Query: "find companies that recently added suppliers from a competitor's supply chain" (suggests technology or supplier access shift). Temporal queries identify relationship changes signaling strategic shifts.

Graph Machine Learning

Graph neural networks (GNNs) extend machine learning to graphs, enabling end-to-end learning on graph-structured data. Train GNNs to predict company performance or stock returns incorporating graph features: node centrality (how many connections?), community membership (is company in cohesive cluster?), local neighborhood features (what is profile of connected companies?).

GNNs naturally incorporate relationship information, outperforming models that ignore structure.

Implementation with Neo4j

Neo4j is the dominant graph database for financial applications. Create nodes for companies, people, institutions. Create relationships connecting them with properties (dates, amounts, type). Use Cypher query language for natural relationship queries.

Example Cypher query: "MATCH (c:Company)-[:supplied_by]->(s:Company)-[:investor_is]->(i:Person) WHERE c.sector='Semiconductors' RETURN i.name, count(*) as company_connections"—finds people invested in multiple suppliers of semiconductor companies.

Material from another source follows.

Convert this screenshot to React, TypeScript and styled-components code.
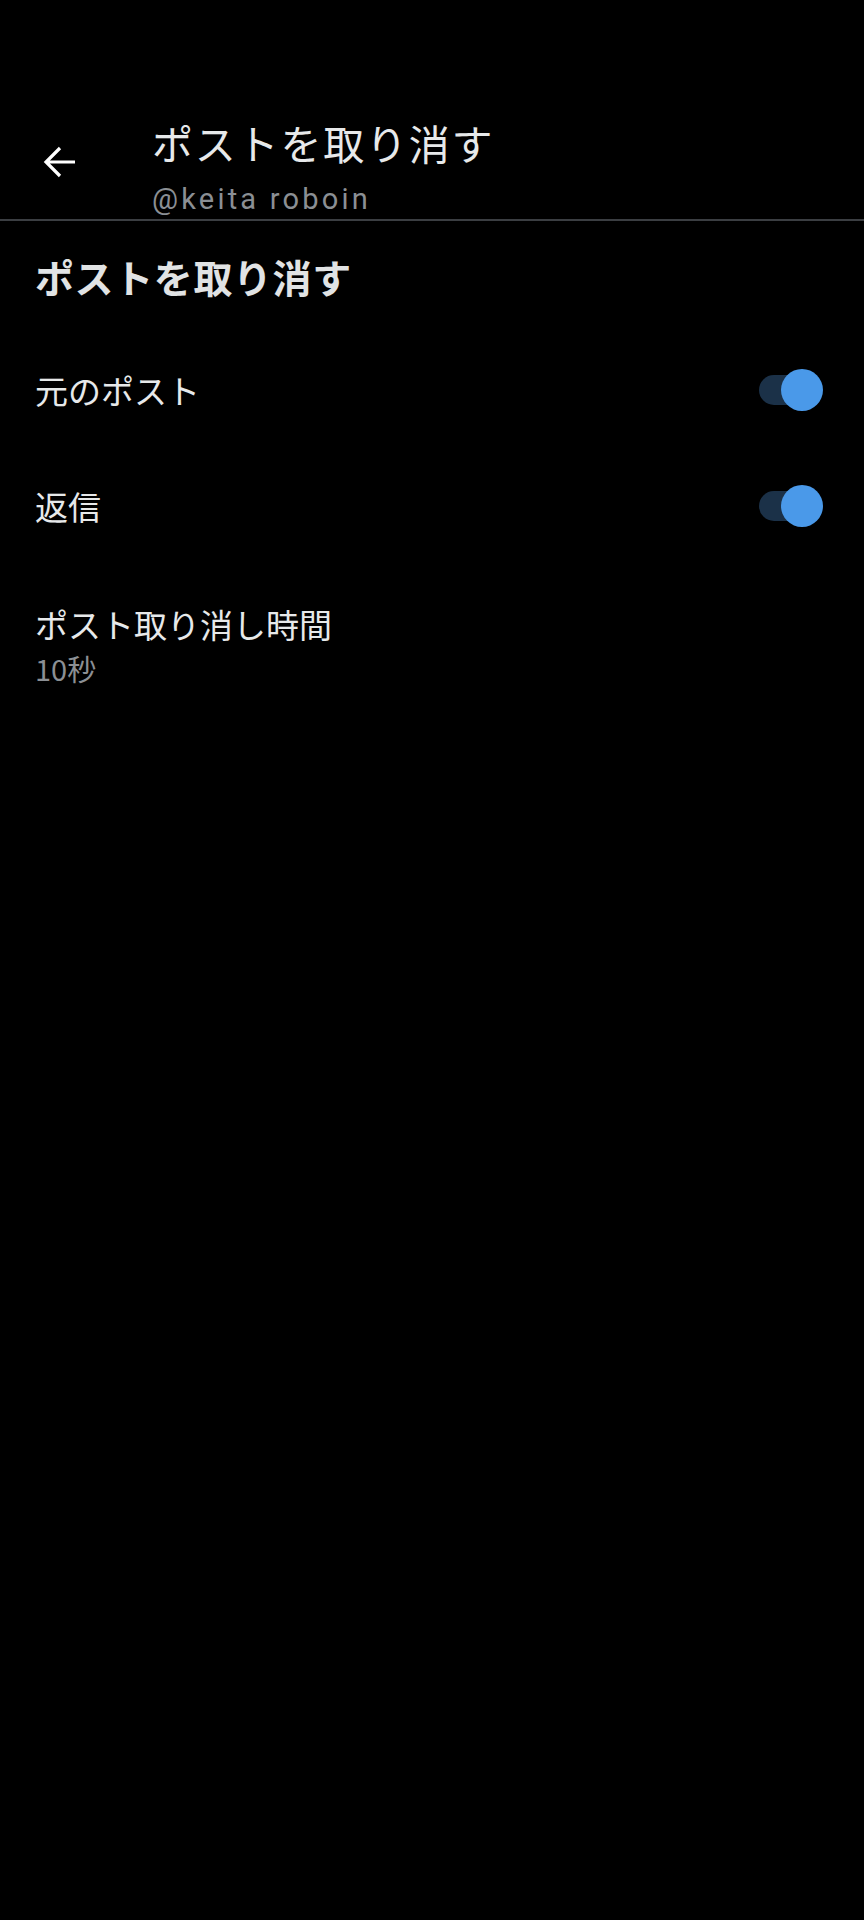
import React from "react";
import styled, { createGlobalStyle } from "styled-components";

const Global = createGlobalStyle`
  html, body { margin: 0; padding: 0; background: #000; }
  body { font-family: "Noto Sans CJK JP", "Noto Sans", sans-serif; color: #e7e9ea; }
`;

const Page = styled.div`
  width: 864px;
  min-height: 1920px;
  background: #000;
  display: flex;
  flex-direction: column;
`;

const Header = styled.header`
  display: flex;
  align-items: flex-start;
  padding-top: 117px;
  height: 102px;
  border-bottom: 2px solid #3b3e42;
`;

const BackSlot = styled.div`
  width: 109px;
  padding-left: 43px;
  padding-top: 28px;
  display: flex;
`;

const HeaderText = styled.div`
  display: flex;
  flex-direction: column;
`;

const Title = styled.div`
  font-size: 41px;
  line-height: 50px;
  letter-spacing: 1.8px;
  color: #e7e9ea;
`;

const Handle = styled.div`
  font-family: Roboto, sans-serif;
  font-size: 29px;
  line-height: 36px;
  letter-spacing: 3.2px;
  color: #8b8f94;
  margin-top: 14px;
`;

const Body = styled.main`
  display: flex;
  flex-direction: column;
  padding: 30px 41px 0 35px;
`;

const SectionHeading = styled.h2`
  margin: 0 0 31px;
  font-size: 39px;
  line-height: 50px;
  font-weight: 700;
  letter-spacing: 0.6px;
  color: #e1e3e4;
`;

const Row = styled.div`
  display: flex;
  align-items: center;
  justify-content: space-between;
  height: 116px;
`;

const Label = styled.div`
  font-size: 33px;
  line-height: 40px;
  color: #e7e9ea;
`;

const TimeBlock = styled.div`
  display: flex;
  flex-direction: column;
  padding-top: 40px;
`;

const SubValue = styled.div`
  font-size: 29px;
  line-height: 34px;
  margin-top: 7px;
  color: #8b8f94;
`;

const Track = styled.div<{ $on: boolean }>`
  position: relative;
  width: 58px;
  height: 30px;
  border-radius: 15px;
  background: ${(p) => (p.$on ? "#1b3148" : "#3b3e42")};
  margin-right: 6px;
`;

const Thumb = styled.div<{ $on: boolean }>`
  position: absolute;
  top: -6px;
  ${(p) => (p.$on ? "right: -6px;" : "left: -6px;")}
  width: 42px;
  height: 42px;
  border-radius: 50%;
  background: ${(p) => (p.$on ? "#4a99e9" : "#b0b3b8")};
`;

const Toggle = ({ on }: { on: boolean }) => (
  <Track $on={on}>
    <Thumb $on={on} />
  </Track>
);

const BackArrow = () => (
  <svg width="34" height="34" viewBox="0 0 34 34" fill="none">
    <path
      d="M32 17H3.5M17 3L3 17l14 14"
      stroke="#ffffff"
      strokeWidth="3.2"
      strokeLinecap="butt"
      strokeLinejoin="miter"
    />
  </svg>
);

export default function App() {
  return (
    <Page>
      <Global />
      <Header>
        <BackSlot>
          <BackArrow />
        </BackSlot>
        <HeaderText>
          <Title>ポストを取り消す</Title>
          <Handle>@keita roboin</Handle>
        </HeaderText>
      </Header>
      <Body>
        <SectionHeading>ポストを取り消す</SectionHeading>
        <Row>
          <Label>元のポスト</Label>
          <Toggle on />
        </Row>
        <Row>
          <Label>返信</Label>
          <Toggle on />
        </Row>
        <TimeBlock>
          <Label>ポスト取り消し時間</Label>
          <SubValue>10秒</SubValue>
        </TimeBlock>
      </Body>
    </Page>
  );
}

Challenges and Limitations

Graph databases excel at relationship traversal but can struggle with large-scale analytics. Aggregating properties across millions of nodes requires careful optimization. Data quality is critical: incorrect relationships propagate through graph queries. Continuously validate graph data against source data.

Conclusion

Financial networks—supply chains, executive relationships, investor webs—contain predictive signals that relational databases cannot easily exploit. Graph databases enable natural querying of these networks and discovering patterns of contagion, concentration, and disruption. Sophisticated quant firms increasingly implement graph databases as core infrastructure for alternative data integration, enabling signals invisible to traditional database approaches.